E pensare che l'incontro con la fantascienza avviene casualmente, nel 1949, quando Dick acquista una rivista di science fantasy per sbaglio (al posto di un giornale di divulgazione scientifica). Vita e opere da decifrare con l’aiuto della più riuscita biografia di Dick, "Io sono vivo e voi siete morti, un viaggio nella mente di Philip K. Dick" (Hobby & Work Publishing, 2006, 335 pagine, 17 euro) di Emmanuel Carrère.

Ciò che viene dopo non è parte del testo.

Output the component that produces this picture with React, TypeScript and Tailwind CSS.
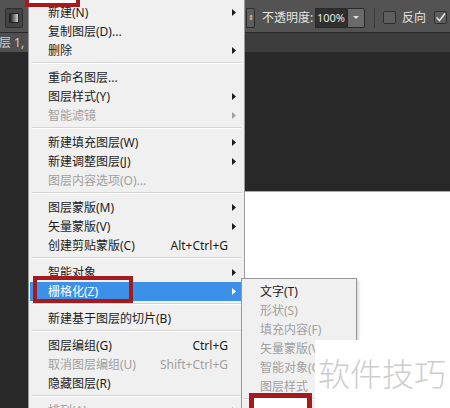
import React from 'react';

type Item =
  | 'sep'
  | { label: string; keys?: string; sub?: boolean; off?: boolean; active?: boolean };

const layerMenu: Item[] = [
  { label: '新建(N)', sub: true },
  { label: '复制图层(D)...' },
  { label: '删除', sub: true },
  'sep',
  { label: '重命名图层...' },
  { label: '图层样式(Y)', sub: true },
  { label: '智能滤镜', sub: true, off: true },
  'sep',
  { label: '新建填充图层(W)', sub: true },
  { label: '新建调整图层(J)', sub: true },
  { label: '图层内容选项(O)...', off: true },
  'sep',
  { label: '图层蒙版(M)', sub: true },
  { label: '矢量蒙版(V)', sub: true },
  { label: '创建剪贴蒙版(C)', keys: 'Alt+Ctrl+G' },
  'sep',
  { label: '智能对象', sub: true },
  { label: '栅格化(Z)', sub: true, active: true },
  'sep',
  { label: '新建基于图层的切片(B)' },
  'sep',
  { label: '图层编组(G)', keys: 'Ctrl+G' },
  { label: '取消图层编组(U)', keys: 'Shift+Ctrl+G', off: true },
  { label: '隐藏图层(R)' },
  'sep',
  { label: '排列(A)', sub: true, off: true },
];

const rasterMenu: Item[] = [
  { label: '文字(T)' },
  { label: '形状(S)', off: true },
  { label: '填充内容(F)', off: true },
  { label: '矢量蒙版(V)', off: true },
  { label: '智能对象(O)', off: true },
  { label: '图层样式', off: true },
  'sep',
  { label: '图层(L)' },
];

const Arrow = () => (
  <svg width="4" height="7" viewBox="0 0 4 7" className="block">
    <polygon points="0,0 4,3.5 0,7" fill="currentColor" />
  </svg>
);

const MenuRows = ({ items }: { items: Item[] }) => (
  <>
    {items.map((item, i) =>
      item === 'sep' ? (
        <div key={i} className="h-[8px] px-[2px] pt-[2px]">
          <div className="h-px bg-[#d4d4d4]" />
          <div className="h-px bg-white" />
        </div>
      ) : (
        <div
          key={i}
          className={`flex h-[19px] items-center pl-[18px] ${
            item.active ? 'bg-[#3c90e8] text-white' : item.off ? 'text-[#a0a0a0]' : 'text-[#1c1c1c]'
          }`}
        >
          <span className="flex-1 whitespace-nowrap">{item.label}</span>
          {item.keys && <span className="whitespace-nowrap">{item.keys}</span>}
          <span className="w-[15px] pl-[4px]">{item.sub && <Arrow />}</span>
        </div>
      )
    )}
  </>
);

const Checkbox = ({ checked }: { checked?: boolean }) => (
  <div className="flex h-[13px] w-[13px] items-center justify-center rounded-[2px] border border-[#2e2e2e] bg-[#5e5e5e]">
    {checked && (
      <svg width="11" height="11" viewBox="0 0 11 11">
        <path d="M1.5 5.5 L4.5 8.5 L10 1.5" stroke="#e8e8e8" strokeWidth="1.5" fill="none" />
      </svg>
    )}
  </div>
);

export default function App() {
  return (
    <div className="relative h-[408px] w-[450px] overflow-hidden bg-[#282828] font-['Noto_Sans','Noto_Sans_CJK_SC',sans-serif] text-[12px] leading-none">
      {/* Options bar */}
      <div className="flex h-[33px] items-center border-b border-[#2a2a2a] bg-[#535353] pt-[3px]">
        <div className="ml-[5px] flex h-[20px] w-[18px] items-center justify-center rounded-[2px] border border-[#2c2c2c] bg-[#444]">
          <div className="h-[10px] w-[10px] border border-[#222] bg-gradient-to-r from-[#1e1e1e] to-[#d8d8d8]" />
        </div>
        <div className="ml-[223px] flex h-[20px] w-[9px] items-center justify-center rounded-r-[2px] border border-[#2c2c2c] bg-[#5c5c5c] text-[7px] text-[#ddd]">
          ⇕
        </div>
        <span className="ml-[7px] w-[52px] whitespace-nowrap text-[#e4e4e4]">不透明度:</span>
        <div className="ml-[1px] flex h-[20px] w-[32px] items-center justify-center border border-[#2a2a2a] bg-[#2f2f2f] text-[11px] text-[#e6e6e6]">
          100%
        </div>
        <div className="flex h-[20px] w-[18px] items-center justify-center rounded-r-[2px] border border-[#2a2a2a] bg-[#6a6a6a]">
          <div className="h-0 w-0 border-x-[3px] border-t-[3px] border-x-transparent border-t-[#e0e0e0]" />
        </div>
        <div className="ml-[9px] h-[20px] w-px bg-[#3a3a3a]" />
        <div className="ml-[8px]">
          <Checkbox />
        </div>
        <span className="ml-[6px] w-[24px] whitespace-nowrap text-[#e4e4e4]">反向</span>
        <div className="ml-[8px]">
          <Checkbox checked />
        </div>
      </div>

      {/* Document tab row */}
      <div className="flex h-[19px] bg-[#3c3c3c]">
        <div className="flex w-[28px] items-center overflow-hidden bg-[#4f4f4f]">
          <span className="ml-[-13px] whitespace-nowrap text-[#cfcfcf]">图层 1, RGB/8</span>
        </div>
      </div>

      {/* Canvas area */}
      <div className="flex h-[356px]">
        <div className="w-[28px] bg-[#282828]" />
        <div className="flex flex-1 flex-col">
          <div className="h-[139px] bg-[#282828]" />
          <div className="h-px bg-[#a8a8a8]" />
          <div className="flex-1 bg-white" />
        </div>
      </div>

      {/* Layer menu */}
      <div className="absolute left-[28px] top-0 w-[217px] border-x border-[#9a9a9a] bg-[#f0f0f0] px-[1px] pb-[3px] pt-[3px]">
        <MenuRows items={layerMenu} />
      </div>

      {/* Rasterize submenu */}
      <div className="absolute left-[241px] top-[278px] w-[116px] border border-[#979797] bg-[#f0f0f0] py-[3px] shadow-[2px_2px_2px_rgba(0,0,0,0.15)]">
        <MenuRows items={rasterMenu} />
      </div>

      {/* Watermark */}
      <div className="absolute left-[315px] top-[340px] h-[68px] w-[135px] bg-white pl-[3px] pt-[18px]">
        <span className="whitespace-nowrap text-[32px] font-extralight text-[#cdcdcd]">软件技巧</span>
      </div>

      {/* Callout boxes */}
      <div className="absolute left-[25px] top-[-13px] h-[20px] w-[55px] border-[4px] border-[#a51a1c] bg-white" />
      <div className="absolute left-[33px] top-[276px] h-[27px] w-[100px] border-[4px] border-[#a51a1c]" />
      <div className="absolute left-[249px] top-[393px] h-[24px] w-[63px] border-[5px] border-[#a51a1c] bg-white" />
    </div>
  );
}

L’opera dello scrittore francese, che ha condotto un lungo lavoro di analisi di lettere e testimonianze su Dick, ci offre una serie di fotogrammi che colpiscono e sorprendono. "Una conversazione con lui – scrive Carrière – non rassomigliava a uno scambio di argomenti, ma a un giro sulle montagne russe in cui l’interlocutore gioca il ruolo del passeggero e lui quello del vagone, delle rotaie, delle leggi della fisica". Scopriamo così che è proprio grazie all’opera dickiana, sovversiva nei confronti della letteratura di genere, che la fantascienza esce definitivamente dal ghetto per riconquistare lo spazio che le compete: quello dello strumento di analisi del reale e del possibile. E Dick – che rivive nel sito allestito dai figli www.philipkdick.com – sembra gridare, come il suo Blade Runner: "Io ne ho viste cose... Che voi umani non potreste neanche immaginare...".

Foto in alto: Philip K. Dick e Ridley Scott dietro le quinte del film Blade Runner (Photo: Kim Gottlieb. Courtesy of Isa Dick-Hackett).
Foto in basso: Philip K. Dick intento a leggere un articolo sul film Blade Runner (Photo courtesy of the Philip K. Dick Trust).

Commenti

Anonimo ha detto…
Blade Runner, l'immaginazione e la rappresentazione di un futuro prossimo venturo?
Quale sarà il possibile futuro quello prospettato dal Film" Il centenario" ; quello di "A.I. intelligenza artificiale" o quello, anogosciante, di Blade Runner in cui gli uomini non si differenziano dalla macchine;le macchine chiedono di essere "umanizzate" ma l'uomo stesso è ormai ridotto ad un replicante in un ambiente degradato, plagiato senza speranze di cambiamento.